冨山和彦(経営共創基盤[IGPI]代表取締役CEO)

2012年06月22日 公開 2023年01月05日 更新

冨山和彦

知的労働的な仕事が増える時代の雇われ方

今後、社会の趨勢で知的労働的な仕事が増えていくにつれ、35歳を超えてもさらに能力が伸びる人の数はどんどん減っていくだろう。

その先行指標としてわかりやすいのが、役人の世界だ。かなり純粋に知的労働だから、全体の九割以上は35歳でピークアウト。残りの数パーセントの人間だけが、35歳を超えても右肩上がりで伸びていく。良い悪いではなく、そういう性格の仕事なので、しかたない。

戦略コンサルタントの世界も似たようなものだ。みんなが同じように成長できるのは35歳くらいまで。そこから先は、人によって成長の角度が全然違ってくる。さらに伸びる人間もごく稀にいるけれど、おおかたの人は落ちていく。

IT業界はもっとシビアだ。プログラミングやクリエーターの世界は、20代後半で早くもピークに達して、30代以降も通用するのは一部のスーパーマンだけ。

年を取ると、学習能力が落ちてくる。頭がだんだんカタくなって、新しいモノが吸収できなくなってしまう。ブレない軸を持つことは大事だが、現実の変化についていかなければ、言っていることが古くなってしまう。
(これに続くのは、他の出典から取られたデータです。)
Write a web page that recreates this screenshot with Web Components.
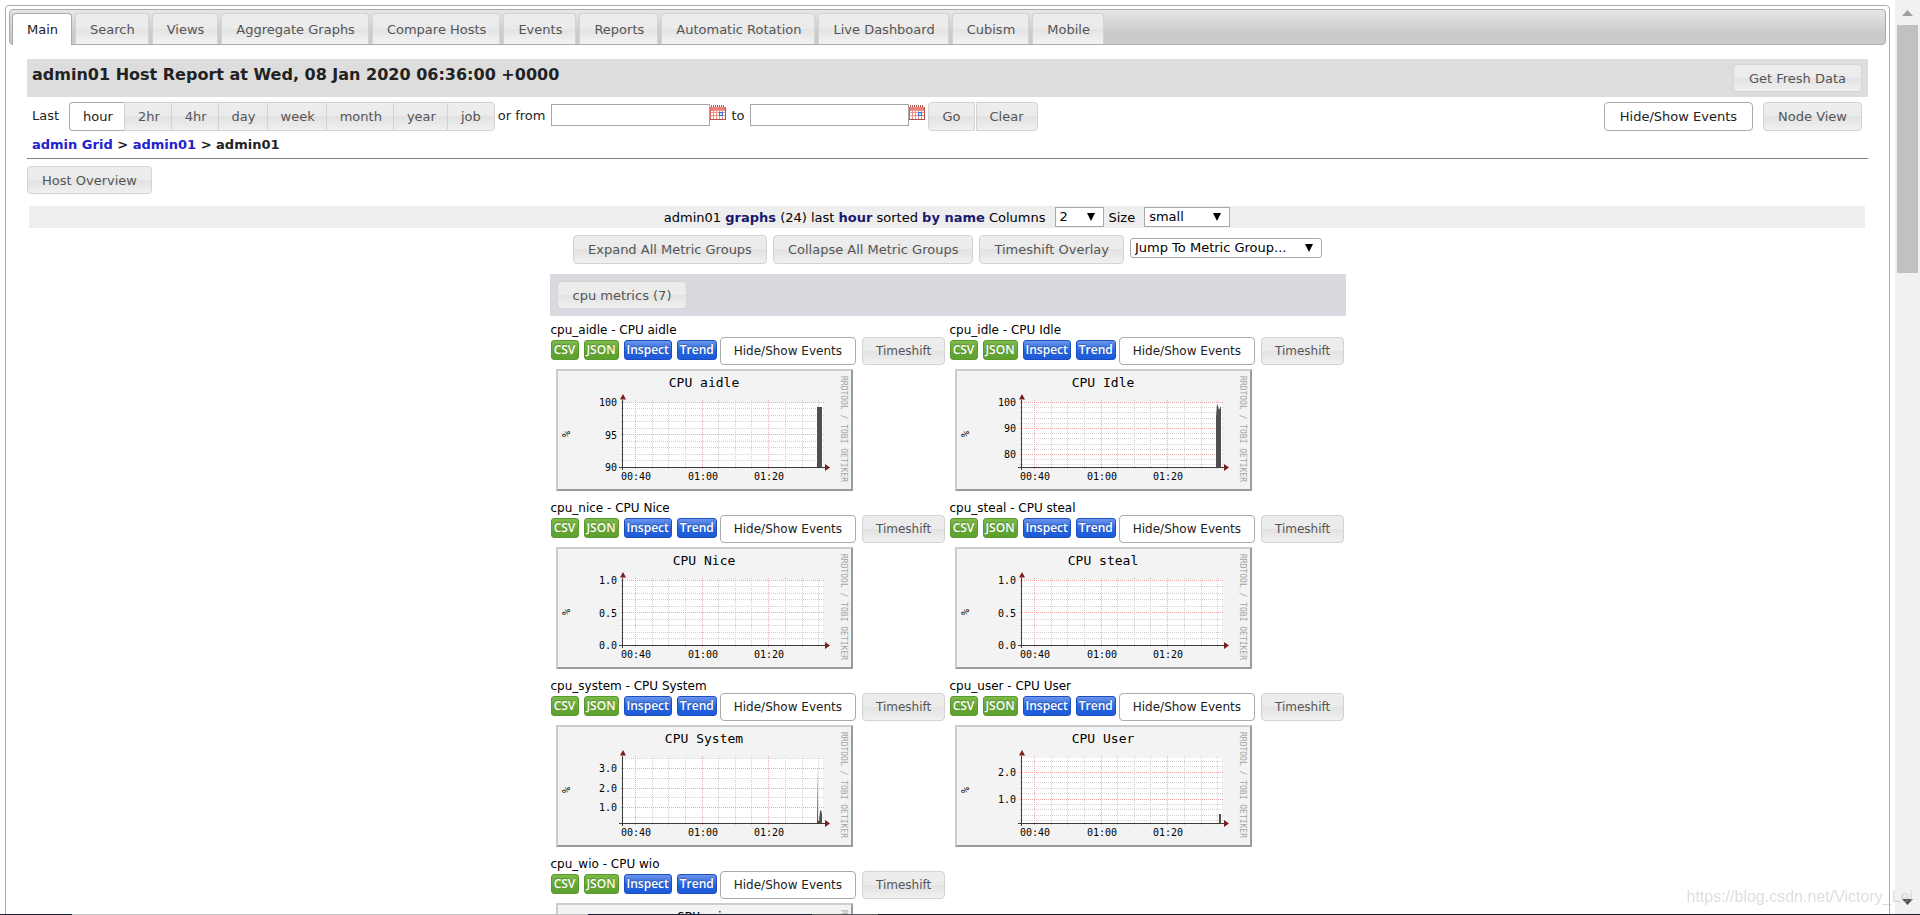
<!DOCTYPE html>
<html lang="en">
<head>
<meta charset="utf-8">
<title>admin01 Host Report</title>
<style>
html, body { margin: 0; background: #fff; }
body { font: 13px/15px "DejaVu Sans", Verdana, sans-serif; color: #222; }
</style>
</head>
<body>
<host-report></host-report>
<script>
function define(name, html, setup) {
  const template = document.createElement('template');
  template.innerHTML = html;
  customElements.define(name, class extends HTMLElement {
    constructor() {
      super();
      this.attachShadow({ mode: 'open' }).append(template.content.cloneNode(true));
    }
    connectedCallback() {
      if (setup && !this.ready) { this.ready = true; setup(this, this.shadowRoot); }
    }
  });
}

const FACE = 'linear-gradient(#ededed, #ebebeb 50%, #e2e2e2 50%, #f0f0f0)';

define('ui-button', `
<style>
  :host { display: block; }
  button {
    display: block; box-sizing: border-box; height: var(--button-height, 29px); margin: 0;
    padding: 0 var(--button-pad, 14px);
    border: 1px solid #d3d3d3; border-radius: var(--button-radius, 4px);
    background: ${FACE}; color: #555; font: inherit; white-space: nowrap;
  }
  :host([active]) button { background: #fff; border-color: #aaa; color: #212121; }
</style>
<button type="button"><slot></slot></button>`,
(el, root) => {
  if (el.hasAttribute('active')) root.querySelector('button').setAttribute('aria-pressed', 'true');
});

define('tab-strip', `
<style>
  :host { display: block; }
  nav {
    display: flex; align-items: flex-end; gap: 3px; height: 36px; box-sizing: border-box;
    padding-left: 2px; border: 1px solid #aaa; border-radius: 4px;
    background: linear-gradient(#e6e6e6, #cbcbcb 65%, #cbcbcb);
  }
  a {
    box-sizing: border-box; height: 31px; padding: 8px 13px 0 14px; border: 1px solid #d3d3d3; border-bottom: 0;
    border-radius: 4px 4px 0 0; background: linear-gradient(#ededed, #ebebeb 50%, #e3e3e3 50%, #f3f3f3);
    color: #555; line-height: 15px; text-decoration: none; white-space: nowrap;
  }
  a[aria-current] { height: 32px; margin-bottom: -1px; border-color: #aaa; background: #fff; color: #212121; }
</style>
<nav></nav>`,
(el, root) => {
  root.querySelector('nav').innerHTML = el.getAttribute('tabs').split(',')
    .map((t, i) => `<a href="#${i}"${i ? '' : ' aria-current="page"'}>${t}</a>`).join('');
});

define('range-picker', `
<style>
  :host { display: block; }
  fieldset { display: flex; align-items: flex-start; margin: 0; padding: 0; border: 0; min-width: 0; }
  .caption { margin: 5px 10px 0 0; line-height: 17px; }
  label {
    position: relative; box-sizing: border-box; height: 29px; padding: 6px 11px 0 13px;
    border: 1px solid #d3d3d3; border-right-width: 0; background: ${FACE}; color: #555;
  }
  label:first-of-type { border-radius: 4px 0 0 4px; }
  label:last-of-type { padding-right: 13px; border-right-width: 1px; border-radius: 0 4px 4px 0; }
  label:has(:checked) { background: #fff; border-color: #aaa; color: #212121; }
  input { position: absolute; inset: 0; width: 100%; height: 100%; margin: 0; opacity: 0; }
</style>
<fieldset><span class="caption">Last</span></fieldset>`,
(el, root) => {
  root.querySelector('fieldset').insertAdjacentHTML('beforeend', el.getAttribute('options').split(',')
    .map((t, i) => `<label><input type="radio" name="range" value="${t}"${i ? '' : ' checked'}>${t}</label>`).join(''));
});

define('date-field', `
<style>
  :host { display: flex; align-items: flex-start; }
  label { margin: 5px 6px 0 0; line-height: 17px; white-space: nowrap; }
  input {
    box-sizing: border-box; width: 159px; height: 22px; margin: 2px 0 0; padding: 1px 2px;
    border: 1px solid #a6a6a6; border-radius: 0; background: #fff; font: inherit;
  }
  button { margin: 3px 0 0; padding: 0; border: 0; background: none; line-height: 0; }
</style>
<label for="date"><slot></slot></label><input id="date" type="text">
<button type="button" aria-label="Pick a date">
  <svg width="16" height="16" viewBox="0 0 16 16" shape-rendering="crispEdges">
    <path fill="#fff" d="M0 1h16v14H0z"/>
    <path fill="#ee8078" d="M0 2h16v3H0z"/>
    <path fill="#e0645c" d="M0 2h1v12H0z"/>
    <path fill="#b0504b" d="M15 2h1v13h-1zM0 14h16v1H0z"/>
    <path fill="#9a5a57" d="M1 0h1v2H1zM3 0h1v2H3zM5 0h1v2H5zM7 0h1v2H7zM9 0h1v2H9zM11 0h1v2h-1zM13 0h1v2h-1z"/>
    <path fill="#f0938c" d="M3 5h1v9H3zM6 5h1v9H6zM9 5h1v9H9zM12 5h1v9h-1zM1 7h14v1H1zM1 10h14v1H1zM1 5h14v1H1z"/>
    <path fill="#3a6fe0" d="M9 7h4v4H9z"/>
    <path fill="#dbe6ff" d="M10 8h2v2h-2z"/>
  </svg>
</button>`);

define('choice-list', `
<style>
  :host { display: flex; align-items: center; color: #000; }
  label:not(:empty) { margin-right: 9px; }
  .box { display: grid; align-items: center; width: var(--choice-width, 86px); }
  select, svg { grid-area: 1 / 1; }
  select {
    box-sizing: border-box; width: 100%; height: 20px; margin: 0; padding: 0 4px;
    appearance: none; border: 1px solid #a9a9a9; border-radius: var(--choice-radius, 0);
    background: #fff; color: #000; font: inherit; line-height: 18px;
  }
  svg { justify-self: end; margin-right: 9px; pointer-events: none; }
</style>
<label for="choice"></label>
<span class="box"><select id="choice"></select><svg width="8" height="8"><path d="M0 0h8L4 8z"/></svg></span>`,
(el, root) => {
  root.querySelector('label').textContent = el.getAttribute('label') || '';
  const select = root.querySelector('select');
  select.innerHTML = `<option>${el.getAttribute('value')}</option>`;
  if (!el.hasAttribute('label')) select.setAttribute('aria-label', el.getAttribute('value'));
});

define('rrd-graph', `
<style>
  :host {
    display: block; box-sizing: border-box; width: 297px; height: 122px;
    border: 2px solid; border-color: #cdcdcd #9b9b9b #9b9b9b #cdcdcd; background: #f3f3f3;
  }
  svg { display: block; margin: -2px; font-family: "DejaVu Sans Mono", monospace; }
  text { fill: #000; font-size: 10px; }
  .title { font-size: 13px; text-anchor: middle; }
  .tick { text-anchor: end; }
  .time { text-anchor: middle; }
  .credit { font-size: 8px; fill: #a3a3a3; text-anchor: middle; }
  .unit { font-size: 10px; text-anchor: middle; }
  .minor { stroke: #d2d2d2; stroke-dasharray: 1 1; }
  .major { stroke: #efa9a9; stroke-dasharray: 1 1; }
  .axis { stroke: #3c3c3c; fill: none; }
  .tip { fill: #7f1b1b; }
  .area { fill: #4f4f4f; }
</style>`,
(el, root) => {
  const majors = (el.getAttribute('major') || '').split(' ');
  const minors = (el.getAttribute('minor') || '').split(' ');
  const row = cls => y => `<path class="${cls}" d="M65 ${y}.5h204"/>`;
  const col = cls => x => `<path class="${cls}" d="M${x}.5 31v70"/>`;
  const ticks = el.getAttribute('ticks').split(' ').map(t => t.split('@'));
  root.innerHTML += `<svg width="297" height="122" viewBox="0 0 297 122" role="img" aria-label="${el.getAttribute('name')}">
    <path fill="#fff" d="M67 33h200v65H67z"/>
    <g shape-rendering="crispEdges">
      ${minors.map(row('minor')).join('')}
      ${[96, 112, 129, 162, 179, 195, 229, 246, 262].map(col('minor')).join('')}
      ${majors.map(row('major')).join('')}
      ${[79, 146, 212].map(col('major')).join('')}
    </g>
    <path class="area" d="${el.getAttribute('area') || 'M0 0'}"/>
    <path class="axis" d="M66.500 31v70M63 98.500h207" shape-rendering="crispEdges"/>
    <path class="tip" d="M67 25l3 5.500h-6zM274 98.500l-5-3.500v7z"/>
    <text class="title" x="148" y="18">${el.getAttribute('name')}</text>
    ${ticks.map(([t, y]) => `<text class="tick" x="61" y="${y}">${t}</text>`).join('')}
    <text class="time" x="80" y="111">00:40</text><text class="time" x="147" y="111">01:00</text><text class="time" x="213" y="111">01:20</text>
    <text class="unit" transform="translate(14 65) rotate(-90)">%</text>
    <text class="credit" transform="translate(285 60) rotate(90)">RRDTOOL / TOBI OETIKER</text>
  </svg>`;
});

define('metric-card', `
<style>
  :host { display: block; padding: 1px 0 9px 1px; color: #000; font-size: 12px; line-height: 15px; --button-height: 28px; --button-pad: 13px; }
  .name { height: 14px; }
  .tools { display: flex; align-items: flex-start; gap: 5px; height: 28px; margin-bottom: 4px; }
  a {
    box-sizing: border-box; height: 20px; min-width: 28px; margin-top: 3px; padding: 0 2px; border: 1px solid #5a9a2c; border-radius: 3px;
    background: linear-gradient(#7dbb4b, #62a532 60%, #5fa130); color: #fff; text-align: center;
    font: 600 12px/17px "Open Sans", "Noto Sans", sans-serif; text-decoration: none; text-shadow: 0 -1px 1px rgba(0,0,0,.25);
  }
  a.blue { border-color: #1b4fc0; background: linear-gradient(#6c95ec, #2463dd 55%, #1d5ad8); }
  .blue + .blue { margin-right: -2px; }
  .tools ui-button + ui-button { margin-left: 1px; }
</style>
<div class="name"></div>
<div class="tools">
  <a href="#csv">CSV</a><a href="#json">JSON</a><a class="blue" href="#inspect">Inspect</a><a class="blue" href="#trend">Trend</a>
  <ui-button active>Hide/Show Events</ui-button><ui-button>Timeshift</ui-button>
</div>
<slot></slot>`,
(el, root) => { root.querySelector('.name').textContent = el.getAttribute('label'); });

define('scroll-rail', `
<style>
  :host { display: grid; grid-template-rows: 25px 1fr 25px; background: #f1f1f1; }
  .thumb { width: 21px; height: 248px; margin: 0 auto; background: #c1c1c1; }
  svg { place-self: center; }
</style>
<svg width="11" height="6"><path fill="#a0a0a0" d="M0 6l5.500-6L11 6z"/></svg>
<div class="thumb"></div>
<svg width="11" height="6"><path fill="#505050" d="M0 0l5.500 6L11 0z"/></svg>`);

define('host-report', `
<style>
  :host { display: grid; grid-template: minmax(0, 1fr) 1px / minmax(0, 1fr) 25px; height: 100vh; overflow: hidden; }
  .page { overflow: hidden; padding: 5px 5px 0; }
  .frame { min-height: 100vh; padding: 3px 3px 0; border: 1px solid #aaa; border-radius: 4px; }
  main { padding: 14px 18px 0; }
  .bar { display: flex; justify-content: space-between; align-items: flex-start; height: 33px; padding: 5px 6px 0 5px; background: #ddd; --button-height: 28px; --button-pad: 15px; }
  h1 { margin: 0; font-size: 16px; line-height: 22px; }
  .filters { display: flex; align-items: flex-start; margin-top: 5px; padding: 0 6px 0 5px; }
  .filters date-field { margin-left: 3px; }
  .filters date-field + date-field { margin-left: 5px; }
  .filters .go { margin-left: 3px; --button-radius: 4px 0 0 4px; --button-pad: 13px; }
  .filters .clear { --button-radius: 0 4px 4px 0; --button-pad: 13px; margin-left: 1px; }
  .filters .events { margin: 0 10px 0 auto; --button-pad: 15px; }
  .crumbs { margin-top: 6px; padding: 0 0 6px 5px; border-bottom: 1px solid #808080; font-weight: bold; }
  .crumbs a { color: #22c; text-decoration: none; }
  .overview { margin-top: 7px; --button-height: 28px; }
  .summary { display: flex; justify-content: center; align-items: center; height: 22px; margin: 12px 3px 0 2px; background: #eee; color: #000; white-space: nowrap; }
  .summary b { color: #191970; }
  .columns { margin: 0 5px 0 0; --choice-width: 49px; }
  .groups { display: flex; justify-content: center; align-items: flex-start; gap: 6px; margin-top: 7px; }
  .groups choice-list { margin-top: 3px; --choice-width: 192px; --choice-radius: 3px; }
  section { width: 796px; margin: 10px auto 0; }
  .section-bar { box-sizing: border-box; display: flex; height: 42px; padding: 7px; background: #d8dae0; --button-height: 28px; --button-pad: 15px; }
  .cards { display: grid; grid-template-columns: 399px 1fr; padding-top: 6px; }
  rrd-graph { margin-left: 5px; }
  .edge { grid-column: 1 / -1; background: linear-gradient(90deg, #1b2130 0 72px, #c0c0c0 72px 588px, #1b2030 588px 812px, #5a5a62 812px 878px, #1e1b22 878px); }
  .mark { position: fixed; right: 7px; bottom: 8px; color: rgba(190,190,190,.5); font: 16px/20px "Liberation Sans", Arial, sans-serif; }
</style>
<div class="page"><div class="frame">
  <tab-strip tabs="Main,Search,Views,Aggregate Graphs,Compare Hosts,Events,Reports,Automatic Rotation,Live Dashboard,Cubism,Mobile"></tab-strip>
  <main>
    <div class="bar"><h1>admin01 Host Report at Wed, 08 Jan 2020 06:36:00 +0000</h1><ui-button>Get Fresh Data</ui-button></div>
    <div class="filters">
      <range-picker options="hour,2hr,4hr,day,week,month,year,job"></range-picker>
      <date-field>or from</date-field><date-field>to</date-field>
      <ui-button class="go">Go</ui-button><ui-button class="clear">Clear</ui-button>
      <ui-button class="events" active>Hide/Show Events</ui-button><ui-button>Node View</ui-button>
    </div>
    <div class="crumbs"><a href="#grid">admin Grid</a> &gt; <a href="#cluster">admin01</a> &gt; admin01</div>
    <ui-button class="overview">Host Overview</ui-button>
    <div class="summary">
      <span>admin01 <b>graphs</b> (24) last <b>hour</b> sorted <b>by name</b></span>
      <choice-list class="columns" label="&nbsp;Columns" value="2"></choice-list>
      <choice-list label="Size" value="small"></choice-list>
    </div>
    <div class="groups">
      <ui-button>Expand All Metric Groups</ui-button><ui-button>Collapse All Metric Groups</ui-button><ui-button>Timeshift Overlay</ui-button>
      <choice-list value="Jump To Metric Group..."></choice-list>
    </div>
    <section>
      <div class="section-bar"><ui-button>cpu metrics (7)</ui-button></div>
      <div class="cards">
        <metric-card label="cpu_aidle - CPU aidle">
          <rrd-graph name="CPU aidle" major="33 65" minor="39 46 52 59 72 78 85 91" ticks="100@37 95@70 90@102" area="M261 38h5v60h-5z"></rrd-graph>
        </metric-card>
        <metric-card label="cpu_idle - CPU Idle">
          <rrd-graph name="CPU Idle" major="33 59 85" minor="38 43 49 54 64 69 75 80 90 95" ticks="100@37 90@63 80@89" area="M261 98v-50l1 -13l1 2l1 4l1 -2l1 -2v61z"></rrd-graph>
        </metric-card>
        <metric-card label="cpu_nice - CPU Nice">
          <rrd-graph name="CPU Nice" major="33 65" minor="39 46 52 59 72 78 85 91" ticks="1.0@37 0.5@70 0.0@102"></rrd-graph>
        </metric-card>
        <metric-card label="cpu_steal - CPU steal">
          <rrd-graph name="CPU steal" major="33 65" minor="39 46 52 59 72 78 85 91" ticks="1.0@37 0.5@70 0.0@102"></rrd-graph>
        </metric-card>
        <metric-card label="cpu_system - CPU System">
          <rrd-graph name="CPU System" major="43 63 82" minor="33 53 72 92" ticks="3.0@47 2.0@67 1.0@86" area="M261 98l.5-55l.5 53h1l1-10l1-1l1 4v9z"></rrd-graph>
        </metric-card>
        <metric-card label="cpu_user - CPU User">
          <rrd-graph name="CPU User" major="47 74" minor="36 41 52 57 63 68 79 84 90 95" ticks="2.0@51 1.0@78" area="M264 89h2v9h-2z"></rrd-graph>
        </metric-card>
        <metric-card label="cpu_wio - CPU wio">
          <rrd-graph name="CPU wio " major="33 65" minor="39 46 52 59 72 78 85 91" ticks="1.0@37 0.5@70 0.0@102"></rrd-graph>
        </metric-card>
      </div>
    </section>
  </main>
</div></div>
<scroll-rail></scroll-rail>
<div class="edge"></div>
<div class="mark">https://blog.csdn.net/Victory_Lei</div>`);
</script>
</body>
</html>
変化の速い時代だから、キャッチアップしようという意識をなくしたとたん、持っている知識が陳腐化する。高い意識で日々勉強し続けるには、体力も欠かせない。

現実には「一流プロフェッショナル」的なレベルまで行けるビジネスパーソンは、そう簡単には生まれないだろう。であれば、各企業はコストパフォーマンスの観点から、35歳を超えた人々の給料は概ね下げたいと考えるはずだ。

その代わり、雇用期間を一定年齢で一律に切る必要もない。そこで下がった給料に耐えられないとしたら、自分がもっと比較優位のある仕事や会社に移動できる。

明らかにお荷物扱いされ、仕事ぶりと給料が釣り合わないと自他ともに認める人々を、「雇用を守る」という大義名分だけでたくさん抱えている職場が、私には真に人間的職場、本当に人に優しい職場とは思わない。

リアル経営者として言わせてもらうなら、人を大事にする経営とは、その人の適性、比較優位をよく理解し、尊敬し、その人にフィットした仕事、適性を伸ばせるような仕事を提供する経営である。

裏返して言えば、そういう仕事を提供できなくなったときには、その人を飼い殺しにするのではなく、次のステップに進むことを勇気づけ、その移行過程を物心ともにできるだけサポートする経営である。

そういう意味で、いま、日本に定着している労働慣行が、このIT化の時代に、若い世代に(おそらく中高年世代にも)人間的な働き方を提供できているとは思えない。